----- Records to use -----
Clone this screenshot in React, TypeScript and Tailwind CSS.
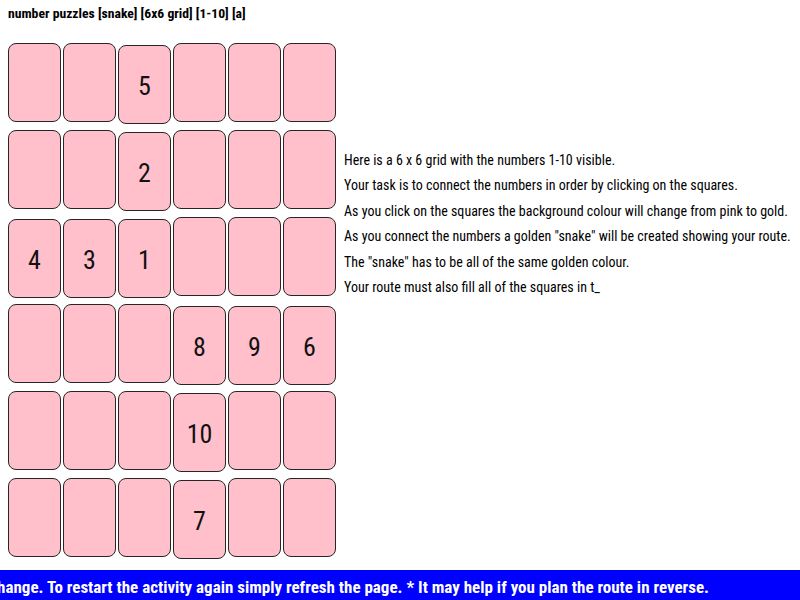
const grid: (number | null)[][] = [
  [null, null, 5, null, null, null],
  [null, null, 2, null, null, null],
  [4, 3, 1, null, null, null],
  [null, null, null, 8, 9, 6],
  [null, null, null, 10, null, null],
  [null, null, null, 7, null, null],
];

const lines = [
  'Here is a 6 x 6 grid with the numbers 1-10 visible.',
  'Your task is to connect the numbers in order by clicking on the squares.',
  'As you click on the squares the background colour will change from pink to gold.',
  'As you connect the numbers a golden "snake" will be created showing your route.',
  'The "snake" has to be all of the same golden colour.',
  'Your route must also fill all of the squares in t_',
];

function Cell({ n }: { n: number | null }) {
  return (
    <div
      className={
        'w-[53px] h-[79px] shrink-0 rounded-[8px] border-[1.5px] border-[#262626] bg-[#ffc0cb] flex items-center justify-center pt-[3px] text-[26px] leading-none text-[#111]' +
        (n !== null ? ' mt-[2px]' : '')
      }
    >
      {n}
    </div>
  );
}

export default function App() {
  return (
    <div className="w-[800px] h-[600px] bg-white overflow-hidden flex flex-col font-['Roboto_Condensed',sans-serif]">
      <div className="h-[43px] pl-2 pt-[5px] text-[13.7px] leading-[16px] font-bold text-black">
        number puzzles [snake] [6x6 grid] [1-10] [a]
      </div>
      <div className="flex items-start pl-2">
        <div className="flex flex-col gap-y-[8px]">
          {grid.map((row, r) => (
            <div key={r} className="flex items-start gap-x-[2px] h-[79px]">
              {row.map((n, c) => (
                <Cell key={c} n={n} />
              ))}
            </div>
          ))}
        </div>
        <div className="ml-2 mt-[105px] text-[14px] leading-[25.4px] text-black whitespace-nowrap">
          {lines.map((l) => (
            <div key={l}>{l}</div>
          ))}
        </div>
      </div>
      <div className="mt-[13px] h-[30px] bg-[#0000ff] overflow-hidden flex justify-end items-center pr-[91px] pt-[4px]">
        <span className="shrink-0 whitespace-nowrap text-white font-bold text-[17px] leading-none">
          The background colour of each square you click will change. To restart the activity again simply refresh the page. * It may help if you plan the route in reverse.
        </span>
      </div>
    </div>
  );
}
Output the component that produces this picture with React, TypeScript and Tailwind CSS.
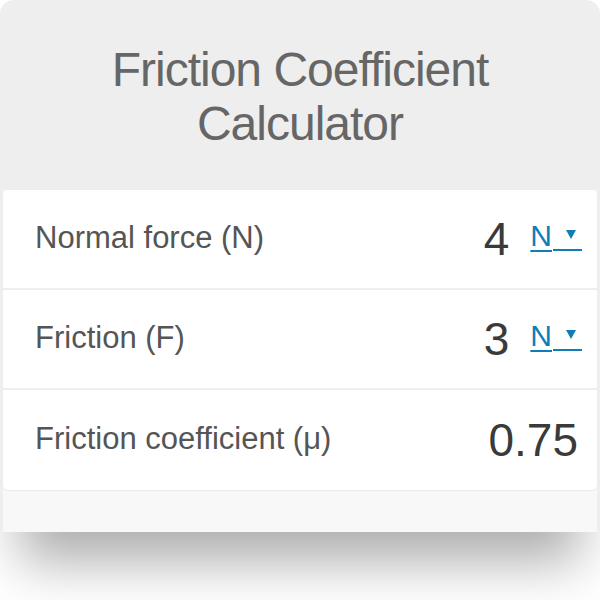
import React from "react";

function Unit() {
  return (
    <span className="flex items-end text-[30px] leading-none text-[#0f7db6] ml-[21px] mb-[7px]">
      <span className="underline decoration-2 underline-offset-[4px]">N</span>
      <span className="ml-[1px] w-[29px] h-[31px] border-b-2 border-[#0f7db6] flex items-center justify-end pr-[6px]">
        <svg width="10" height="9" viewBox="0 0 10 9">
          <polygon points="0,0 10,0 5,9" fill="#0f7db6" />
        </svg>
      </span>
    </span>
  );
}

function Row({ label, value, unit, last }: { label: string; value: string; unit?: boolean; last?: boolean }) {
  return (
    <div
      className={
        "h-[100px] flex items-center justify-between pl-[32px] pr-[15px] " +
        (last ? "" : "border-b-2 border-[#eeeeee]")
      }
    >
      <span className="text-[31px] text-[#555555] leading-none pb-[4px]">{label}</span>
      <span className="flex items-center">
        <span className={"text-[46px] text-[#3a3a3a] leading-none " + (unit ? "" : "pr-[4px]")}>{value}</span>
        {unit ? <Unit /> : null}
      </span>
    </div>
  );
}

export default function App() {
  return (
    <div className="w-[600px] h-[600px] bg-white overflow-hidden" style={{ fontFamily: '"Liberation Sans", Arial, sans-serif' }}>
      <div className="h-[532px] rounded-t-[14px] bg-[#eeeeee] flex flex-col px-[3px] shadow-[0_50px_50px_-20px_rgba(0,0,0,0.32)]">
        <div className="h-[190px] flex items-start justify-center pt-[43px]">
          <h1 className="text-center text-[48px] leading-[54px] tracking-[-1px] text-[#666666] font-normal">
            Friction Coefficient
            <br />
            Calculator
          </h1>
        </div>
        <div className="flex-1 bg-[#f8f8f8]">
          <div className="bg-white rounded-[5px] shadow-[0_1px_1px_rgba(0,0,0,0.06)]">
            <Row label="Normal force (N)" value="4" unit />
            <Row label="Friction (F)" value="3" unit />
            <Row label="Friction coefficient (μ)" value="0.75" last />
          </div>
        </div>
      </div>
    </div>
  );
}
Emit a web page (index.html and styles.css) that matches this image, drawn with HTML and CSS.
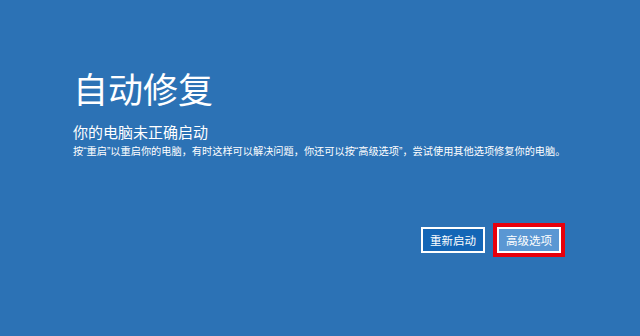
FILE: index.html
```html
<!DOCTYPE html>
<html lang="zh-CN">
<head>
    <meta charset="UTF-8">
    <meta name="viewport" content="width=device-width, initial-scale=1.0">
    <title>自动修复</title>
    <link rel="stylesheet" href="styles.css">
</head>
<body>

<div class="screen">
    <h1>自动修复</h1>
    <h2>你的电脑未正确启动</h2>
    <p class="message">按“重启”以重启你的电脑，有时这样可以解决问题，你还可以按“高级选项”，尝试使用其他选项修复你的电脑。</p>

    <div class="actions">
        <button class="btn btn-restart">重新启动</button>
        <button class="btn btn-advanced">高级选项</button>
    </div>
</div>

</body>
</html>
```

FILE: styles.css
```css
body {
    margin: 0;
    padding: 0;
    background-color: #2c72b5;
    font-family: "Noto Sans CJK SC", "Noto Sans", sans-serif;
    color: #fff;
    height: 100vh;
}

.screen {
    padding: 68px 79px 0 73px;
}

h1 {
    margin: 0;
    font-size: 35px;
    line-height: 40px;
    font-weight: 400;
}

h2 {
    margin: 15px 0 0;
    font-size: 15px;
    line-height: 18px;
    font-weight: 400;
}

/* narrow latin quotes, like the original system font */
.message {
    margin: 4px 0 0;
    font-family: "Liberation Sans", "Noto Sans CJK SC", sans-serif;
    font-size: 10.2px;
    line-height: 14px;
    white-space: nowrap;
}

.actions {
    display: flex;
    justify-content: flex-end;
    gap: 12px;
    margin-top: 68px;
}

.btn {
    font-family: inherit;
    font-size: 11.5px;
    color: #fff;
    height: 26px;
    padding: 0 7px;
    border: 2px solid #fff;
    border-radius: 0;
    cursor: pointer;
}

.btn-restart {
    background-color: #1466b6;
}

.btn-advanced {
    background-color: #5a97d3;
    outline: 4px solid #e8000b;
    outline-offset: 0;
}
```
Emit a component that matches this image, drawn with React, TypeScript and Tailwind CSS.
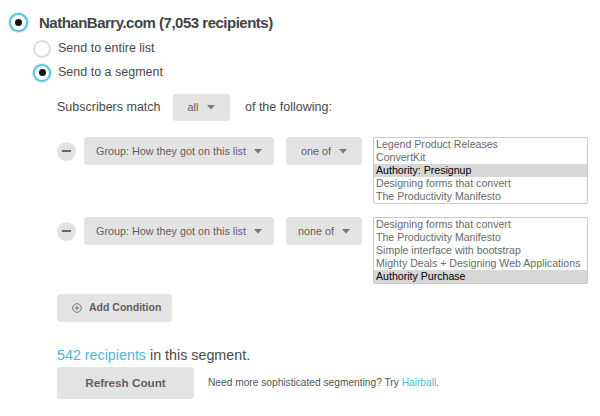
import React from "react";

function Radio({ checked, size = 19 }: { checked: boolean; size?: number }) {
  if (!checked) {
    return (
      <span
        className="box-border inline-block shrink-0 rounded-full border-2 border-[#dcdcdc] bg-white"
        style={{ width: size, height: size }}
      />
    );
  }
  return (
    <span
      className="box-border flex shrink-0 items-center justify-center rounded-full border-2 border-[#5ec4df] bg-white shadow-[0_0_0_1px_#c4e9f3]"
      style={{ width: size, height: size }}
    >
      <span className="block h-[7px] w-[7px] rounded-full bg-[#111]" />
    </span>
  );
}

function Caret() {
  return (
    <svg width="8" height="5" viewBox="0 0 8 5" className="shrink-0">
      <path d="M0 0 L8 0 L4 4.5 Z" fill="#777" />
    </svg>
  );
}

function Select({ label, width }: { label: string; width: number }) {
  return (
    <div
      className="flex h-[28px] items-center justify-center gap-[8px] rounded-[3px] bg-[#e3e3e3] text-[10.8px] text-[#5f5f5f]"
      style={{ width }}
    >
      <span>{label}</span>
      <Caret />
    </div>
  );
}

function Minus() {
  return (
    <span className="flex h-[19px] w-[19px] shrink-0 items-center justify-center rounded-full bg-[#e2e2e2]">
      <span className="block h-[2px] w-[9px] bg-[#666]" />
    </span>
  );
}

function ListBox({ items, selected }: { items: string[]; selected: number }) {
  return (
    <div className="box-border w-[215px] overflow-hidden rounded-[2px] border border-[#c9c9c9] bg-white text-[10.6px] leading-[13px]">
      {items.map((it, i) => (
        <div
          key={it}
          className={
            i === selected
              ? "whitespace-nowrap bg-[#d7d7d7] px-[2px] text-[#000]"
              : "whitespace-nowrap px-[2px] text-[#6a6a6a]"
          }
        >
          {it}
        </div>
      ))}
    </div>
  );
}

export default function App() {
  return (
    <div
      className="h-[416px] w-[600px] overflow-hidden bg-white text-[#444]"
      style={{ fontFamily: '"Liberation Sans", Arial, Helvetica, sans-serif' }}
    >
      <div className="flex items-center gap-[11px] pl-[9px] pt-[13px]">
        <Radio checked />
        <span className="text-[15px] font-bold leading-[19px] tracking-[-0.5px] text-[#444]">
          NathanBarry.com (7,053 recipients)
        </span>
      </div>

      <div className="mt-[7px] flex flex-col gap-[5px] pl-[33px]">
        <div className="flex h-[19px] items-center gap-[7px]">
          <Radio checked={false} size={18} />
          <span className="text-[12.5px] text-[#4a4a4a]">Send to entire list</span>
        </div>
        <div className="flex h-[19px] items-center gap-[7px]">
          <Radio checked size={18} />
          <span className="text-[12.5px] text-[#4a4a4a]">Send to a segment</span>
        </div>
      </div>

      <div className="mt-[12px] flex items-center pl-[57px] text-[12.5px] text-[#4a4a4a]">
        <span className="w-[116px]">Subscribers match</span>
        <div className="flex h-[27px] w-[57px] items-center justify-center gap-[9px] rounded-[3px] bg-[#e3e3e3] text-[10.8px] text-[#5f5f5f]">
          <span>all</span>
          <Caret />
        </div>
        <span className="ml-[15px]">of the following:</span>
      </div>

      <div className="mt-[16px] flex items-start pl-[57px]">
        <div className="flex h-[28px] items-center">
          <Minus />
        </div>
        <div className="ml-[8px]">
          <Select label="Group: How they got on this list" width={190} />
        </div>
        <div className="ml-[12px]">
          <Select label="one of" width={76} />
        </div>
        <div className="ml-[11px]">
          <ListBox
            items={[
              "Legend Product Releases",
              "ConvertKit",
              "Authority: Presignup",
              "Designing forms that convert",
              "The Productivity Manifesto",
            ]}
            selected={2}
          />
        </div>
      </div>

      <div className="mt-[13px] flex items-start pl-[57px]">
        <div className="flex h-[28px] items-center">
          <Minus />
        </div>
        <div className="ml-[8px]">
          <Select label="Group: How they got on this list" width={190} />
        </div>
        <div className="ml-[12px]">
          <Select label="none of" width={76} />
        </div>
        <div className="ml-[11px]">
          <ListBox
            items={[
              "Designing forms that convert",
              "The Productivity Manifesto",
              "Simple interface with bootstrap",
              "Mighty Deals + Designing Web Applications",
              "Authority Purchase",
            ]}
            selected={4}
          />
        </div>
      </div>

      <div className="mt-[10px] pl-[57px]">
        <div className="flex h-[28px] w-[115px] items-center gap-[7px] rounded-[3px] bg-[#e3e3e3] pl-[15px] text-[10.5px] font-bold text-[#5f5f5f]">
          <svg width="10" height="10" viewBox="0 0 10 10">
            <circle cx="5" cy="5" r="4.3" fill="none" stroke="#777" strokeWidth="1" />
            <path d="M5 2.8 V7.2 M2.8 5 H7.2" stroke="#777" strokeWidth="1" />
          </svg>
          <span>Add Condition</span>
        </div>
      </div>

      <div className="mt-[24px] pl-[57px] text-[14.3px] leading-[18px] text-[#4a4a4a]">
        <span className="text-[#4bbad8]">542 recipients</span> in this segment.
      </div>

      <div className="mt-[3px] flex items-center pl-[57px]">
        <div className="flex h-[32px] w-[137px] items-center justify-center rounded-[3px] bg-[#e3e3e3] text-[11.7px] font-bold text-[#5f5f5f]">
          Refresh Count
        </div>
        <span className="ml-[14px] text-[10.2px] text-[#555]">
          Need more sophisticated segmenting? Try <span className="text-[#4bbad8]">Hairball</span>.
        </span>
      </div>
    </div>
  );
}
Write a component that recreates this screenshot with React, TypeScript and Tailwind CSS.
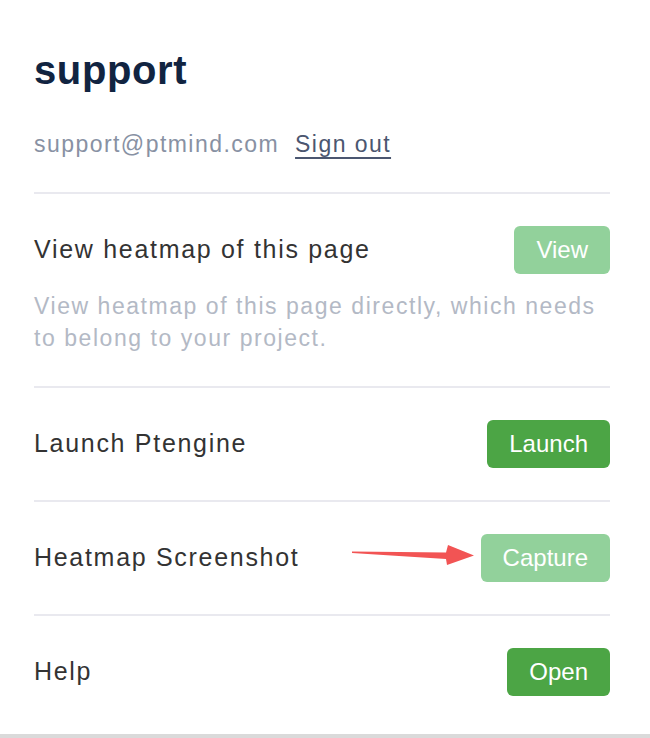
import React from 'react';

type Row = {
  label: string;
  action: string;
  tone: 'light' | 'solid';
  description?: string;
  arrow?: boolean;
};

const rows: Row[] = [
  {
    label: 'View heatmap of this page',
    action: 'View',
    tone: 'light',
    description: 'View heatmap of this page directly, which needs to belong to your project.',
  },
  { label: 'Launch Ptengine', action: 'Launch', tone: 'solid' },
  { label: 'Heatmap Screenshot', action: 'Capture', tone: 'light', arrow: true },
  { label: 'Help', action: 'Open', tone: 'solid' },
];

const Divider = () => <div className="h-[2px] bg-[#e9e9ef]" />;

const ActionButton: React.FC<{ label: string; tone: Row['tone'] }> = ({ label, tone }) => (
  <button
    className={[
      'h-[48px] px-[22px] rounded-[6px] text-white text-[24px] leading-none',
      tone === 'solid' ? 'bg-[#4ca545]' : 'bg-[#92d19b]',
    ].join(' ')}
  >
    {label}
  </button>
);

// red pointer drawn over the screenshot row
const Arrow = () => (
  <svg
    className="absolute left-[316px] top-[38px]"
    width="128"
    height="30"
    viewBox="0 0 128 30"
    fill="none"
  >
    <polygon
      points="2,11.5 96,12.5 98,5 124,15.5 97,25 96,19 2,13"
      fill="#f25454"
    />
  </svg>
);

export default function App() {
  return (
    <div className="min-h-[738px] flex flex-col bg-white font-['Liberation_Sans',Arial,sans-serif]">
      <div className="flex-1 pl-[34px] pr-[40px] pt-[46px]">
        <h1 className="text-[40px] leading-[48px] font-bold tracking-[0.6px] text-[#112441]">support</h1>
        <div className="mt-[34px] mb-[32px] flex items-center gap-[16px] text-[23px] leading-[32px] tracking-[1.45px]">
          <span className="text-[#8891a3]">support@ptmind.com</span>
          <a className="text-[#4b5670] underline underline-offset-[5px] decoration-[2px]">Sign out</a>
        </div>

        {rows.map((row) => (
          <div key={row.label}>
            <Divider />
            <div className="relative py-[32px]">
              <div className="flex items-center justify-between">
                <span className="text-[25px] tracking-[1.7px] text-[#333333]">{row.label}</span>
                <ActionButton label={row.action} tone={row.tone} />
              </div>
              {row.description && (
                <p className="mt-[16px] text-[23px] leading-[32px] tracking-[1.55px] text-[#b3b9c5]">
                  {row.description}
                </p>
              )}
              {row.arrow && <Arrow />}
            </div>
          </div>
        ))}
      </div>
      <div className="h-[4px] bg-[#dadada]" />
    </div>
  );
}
-----
**What you should do**
Copy all lines above containing the string "this".

**Result**
Clone this screenshot in React, TypeScript and Tailwind CSS.
Output the component that produces this picture with React, TypeScript and Tailwind CSS.
Emit a web page (index.html and styles.css) that matches this image, drawn with HTML and CSS.
Emit a component that matches this image, drawn with React, TypeScript and Tailwind CSS.
          <Select label="Group: How they got on this list" width={190} />
          <Select label="Group: How they got on this list" width={190} />
        <span className="text-[#4bbad8]">542 recipients</span> in this segment.
Write a component that recreates this screenshot with React, TypeScript and Tailwind CSS.
    label: 'View heatmap of this page',
    description: 'View heatmap of this page directly, which needs to belong to your project.',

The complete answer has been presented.